Kneeling for Communion

I got this over at Fr Tim's blog, The Hermeneutic of Continuity.

This is excellent news that these musings are now happening in the Vatican and a real sign of hope for the future. Yet I want to say one thing and one thing only. Just because we start kneeling, it wont mean we are converted... These practices if introduced should start a renewal of orthodox catechisis in our country which is badly needed. Just because something looks nice, doesn't make it holy.

(AGI) – Vatican City, 22 May – Benedict XVI gave communion this evening to the faithful who knelt in front of him, following the tradition, that is, not giving the consecrated particles into the hands but putting them directly into the mouth. Both ways are allowed in the present liturgical norms but this way underlines more greatly the meaning of the Eucharist as the renewed sacrifice of Jesus, while the other is more in line with the protestant conception which emphasises more the dimension of the meal.

The Church of Papa Ratzinger is worried about the lack of respect for the Eucharist, evident from the ever increasing number of liturgical abuses which are committed in the course of celebrations. Recently, L’Osservatore Romano dedicated a whole page to this problem, giving space to a study of the theologian Inos Biffi, who denounced a crisis of faith in the mystery of “transubstantiation” that is, of the real presence of Christ in the consecrated host, as the cause of this phenomenon.

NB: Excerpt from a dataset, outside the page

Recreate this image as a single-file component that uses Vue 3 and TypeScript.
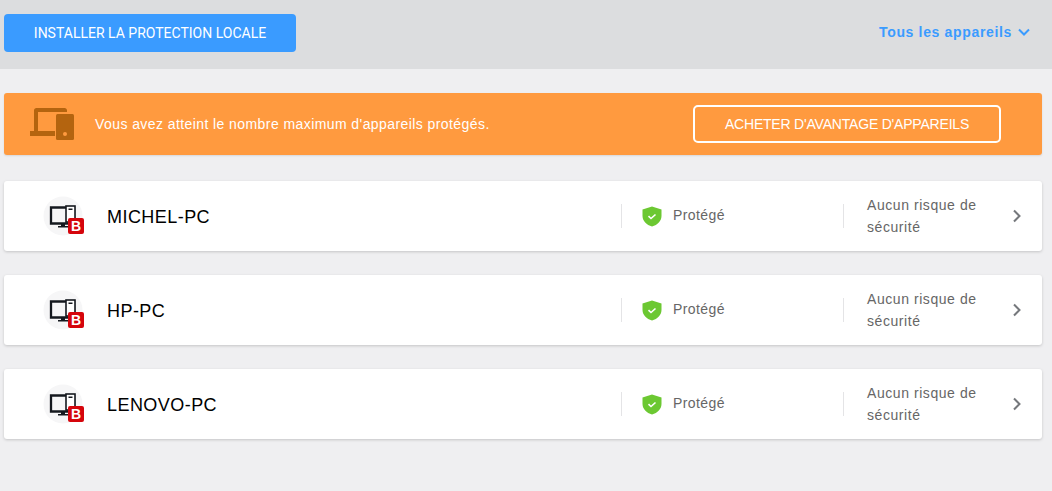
<script setup lang="ts">
const devices: string[] = ['MICHEL-PC', 'HP-PC', 'LENOVO-PC']
</script>

<template>
  <div class="page">
    <header class="top">
      <button class="install">INSTALLER LA PROTECTION LOCALE</button>
      <div class="filter">
        <span>Tous les appareils</span>
        <svg width="12" height="8" viewBox="0 0 12 8"><path d="M1 1.500 6 6.500 11 1.500" fill="none" stroke="#3a9bff" stroke-width="2" /></svg>
      </div>
    </header>
    <main class="content">
      <section class="banner">
        <svg class="banner-icon" width="44" height="32" viewBox="0 0 44 32">
          <path d="M4 23V2.500C4 1 5 0 6.500 0H34.500C36 0 37 1 37 2.500V4H8V23H25V28H0V23Z" fill="#b4640f" />
          <rect x="26" y="6" width="18" height="26" rx="1.500" fill="#b4640f" />
          <circle cx="35" cy="26" r="2" fill="#ff9a3f" />
        </svg>
        <p class="banner-text">Vous avez atteint le nombre maximum d'appareils protégés.</p>
        <button class="buy">ACHETER D'AVANTAGE D'APPAREILS</button>
      </section>
      <article v-for="d in devices" :key="d" class="card">
        <div class="avatar">
          <svg width="40" height="40" viewBox="0 0 40 40">
            <circle cx="20" cy="20" r="19.500" fill="#f6f6f7" />
            <path d="M8 11.500h23v16H8z" fill="none" stroke="#14181e" stroke-width="2.300" />
            <path d="M15 31.500h10v-1.500h-3v-2h-4v2h-3z" fill="#14181e" />
            <rect x="23" y="10" width="9" height="16" fill="#fff" stroke="#14181e" stroke-width="1.600" />
            <rect x="25.500" y="12.500" width="4" height="1.500" fill="#14181e" />
          </svg>
          <span class="badge">B</span>
        </div>
        <div class="name">{{ d }}</div>
        <div class="status">
          <svg width="20" height="21" viewBox="0 0 20 21">
            <path d="M10 .500 19.500 3.500V10C19.500 15 15.500 19 10 20.500 4.500 19 .500 15 .500 10V3.500Z" fill="#6cc832" />
            <path d="M6.500 10.200 9 12.500 13.500 8.500" fill="none" stroke="#fff" stroke-width="1.600" />
          </svg>
          <span class="status-text">Protégé</span>
        </div>
        <div class="risk">
          <span class="risk-text">Aucun risque de sécurité</span>
          <svg width="10" height="14" viewBox="0 0 10 14"><path d="M2 1.500 7.500 7 2 12.500" fill="none" stroke="#75787c" stroke-width="2" /></svg>
        </div>
      </article>
    </main>
  </div>
</template>

<style scoped>
.page {
  width: 1052px;
  height: 491px;
  overflow: hidden;
  background: #efeff1;
  font-family: "Liberation Sans", Arial, sans-serif;
}
.top {
  height: 69px;
  box-sizing: border-box;
  background: #dcdddf;
  padding: 14px 22px 0 4px;
  display: flex;
  justify-content: space-between;
  align-items: flex-start;
}
.install {
  width: 292px;
  height: 38px;
  border: 0;
  border-radius: 4px;
  background: #3a9bff;
  color: #fff;
  font: 14px Roboto, sans-serif;
  padding: 0;
}
.filter {
  display: flex;
  align-items: center;
  gap: 6px;
  height: 36px;
  color: #3a9bff;
  font-size: 14px;
  font-weight: 700;
  letter-spacing: 0.66px;
}
.content {
  padding: 24px 10px 0 4px;
  display: flex;
  flex-direction: column;
  gap: 24px;
}
.banner {
  height: 62px;
  box-sizing: border-box;
  margin-bottom: 2px;
  background: #ff9a3f;
  border-radius: 3px;
  box-shadow: 0 1px 2px rgba(0, 0, 0, 0.1);
  display: flex;
  align-items: center;
  padding-left: 26px;
}
.banner-icon { flex: none; }
.banner-text {
  margin: 0 0 0 21px;
  width: 598px;
  color: #fff;
  font-size: 14px;
  letter-spacing: 0.42px;
}
.buy {
  width: 308px;
  height: 38px;
  box-sizing: border-box;
  background: transparent;
  border: 2px solid #fff;
  border-radius: 5px;
  color: #fff;
  font: 14px "Liberation Sans", Arial, sans-serif;
  letter-spacing: -0.2px;
  padding: 0;
}
.card {
  height: 70px;
  background: #fff;
  border-radius: 3px;
  box-shadow: 0 1px 3px rgba(0, 0, 0, 0.18);
  display: flex;
  align-items: center;
}
.avatar {
  position: relative;
  width: 40px;
  height: 40px;
  margin-left: 39px;
  flex: none;
}
.avatar svg { display: block; }
.badge {
  position: absolute;
  left: 25px;
  top: 22px;
  width: 16px;
  height: 16px;
  border-radius: 2px;
  background: #d5050c;
  color: #fff;
  font: 700 14px/16px "Liberation Sans", Arial, sans-serif;
  text-align: center;
}
.name {
  margin: 2px 0 0 24px;
  width: 514px;
  color: #000;
  font-size: 18px;
  letter-spacing: 0.45px;
}
.status {
  width: 222px;
  height: 24px;
  box-sizing: border-box;
  border-left: 1px solid #e4e4e6;
  padding-left: 20px;
  display: flex;
  align-items: center;
  gap: 11px;
  color: #666;
  font-size: 14px;
  letter-spacing: 0.42px;
}
.status-text { margin-bottom: 2px; }
.risk {
  flex: 1;
  height: 24px;
  box-sizing: border-box;
  border-left: 1px solid #e4e4e6;
  padding-left: 23px;
  padding-right: 20px;
  display: flex;
  align-items: center;
  justify-content: space-between;
  color: #666;
  font-size: 14px;
  letter-spacing: 0.56px;
  line-height: 22px;
}
.risk-text { width: 120px; flex: none; }
</style>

In an interview with “”, Mgr Albert Malcolm Ranjith, secretary of the Congregation for Divine Worship and the Discipline of the Sacraments, condemned the “inexplicable extravagances” committed by some priests in the liturgy, emphasising that it is “not their property but that of the Church”. “The Mass”, he affirmed, “is not a spectacle, but sacrifice, gift and mystery.” Regarding communion in the hand: “ I just believe” affirmed the Archbishop, “that it is necessary to review this practice: I speak personally, but I am convinced of the urgency of returning to giving the particle to the faithful directly into the mouth, without them touching it, emphasising in this way that in the Eucharist there is really Jesus and that all should welcome him with devotion, love, and respect.”

For Mgr Ranjith, further, “It would be a case also of returning to kneeling at the moment in which one communicates” as “an act of respect towards the gift and the mystery of the Eucharist.” “Beyond the role which I have in the Vatican, as a catholic” he concluded, “I ask and question: why be embarrassed by God? Kneeling at the moment of communion would be an act of humility and of recognition of our nature as sons of God.”